First, let me say that we have often found on HPCs that do not have any networking on the compute nodes that we can still use cvmfs by running squid on a login node or some such which has connectivity to both the compute nodes and the internet. I would highly encourage you to pursue that route first.

This can indeed work on some sites, but there are a number of EuroHPC sites where even the login nodes are very restricted in terms of connectivity. We figured that using shrinkwrap could give us a one-size-fits-all approach. We are hoping that the benefit of shrinkwrap is we get something that allows us to show off what the experience of using CernVM-FS/EESSI could be like to sites that are skeptical.

Second, if you must use shrinkwrap, I'm not sure it makes sense for cvmfsexec to be the interface to that. apptainer is the most flexible way to do that. On the other hand, I guess maybe what you like about cvmfsexec is the fact that it adds a mountpoint (/cvmfs) to the mount namespace while keeping most of the files on the host unchanged. That could be done with something simpler than cvmfsexec, although its true that managing the unshares are a bit tricky and cvmfsexec handles that. Would a tool that handles something just like the apptainer --bind options without starting a container be what you want? It would just start a subshell in that environment?

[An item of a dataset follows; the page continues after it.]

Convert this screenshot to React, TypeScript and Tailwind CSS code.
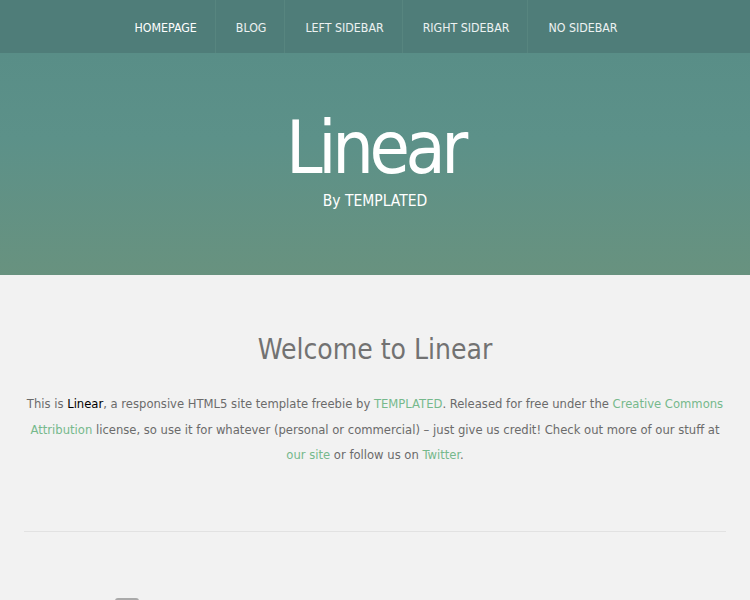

Indeed, it is the adding the mountpoint /cvmfs that is most interesting. This allows us to script around starting MPI processes which would be more difficult to get right with a container. From a recent blog post about this, we currently need two scripts to run MPI processes. The first is to in general execute commands in an environment where the repo is mounted, ~/bin/cvmfsexec_eessi.sh:

#!/bin/bash
if [ -d /cvmfs/software.eessi.io ]; then
    # run command directly, EESSI CernVM-FS repository is already mounted
    "$@"
else
    # run command via in subshell where EESSI CernVM-FS repository is mounted,
    # via cvmfsexec which is set up in a unique temporary directory
    orig_workdir=$(pwd)
    mkdir -p /tmp/$USER
    tmpdir=$(mktemp -p /tmp/$USER -d)
    cd $tmpdir
    git clone https://github.com/cvmfs/cvmfsexec.git > $tmpdir/git_clone.out 2>&1
    cd cvmfsexec
    ./makedist default > $tmpdir/cvmfsexec_makedist.out 2>&1
    cd $orig_workdir
    $tmpdir/cvmfsexec/cvmfsexec software.eessi.io -- "$@"
    # cleanup
    rm -rf $tmpdir
fi

and the second is to be able to start the MPI processes using the MPI implementation shipped in EESSI, since we use OpenMPI this means orted, and so we create a script in ~/bin/orted to make sure the command is passed through:

#!/bin/bash

# first remove path to this orted wrapper from $PATH, to avoid infinite loop
orted_wrapper_dir=$(dirname $0)
export PATH=$(echo $PATH | tr ':' '\n' | grep -v $orted_wrapper_dir | tr '\n' ':')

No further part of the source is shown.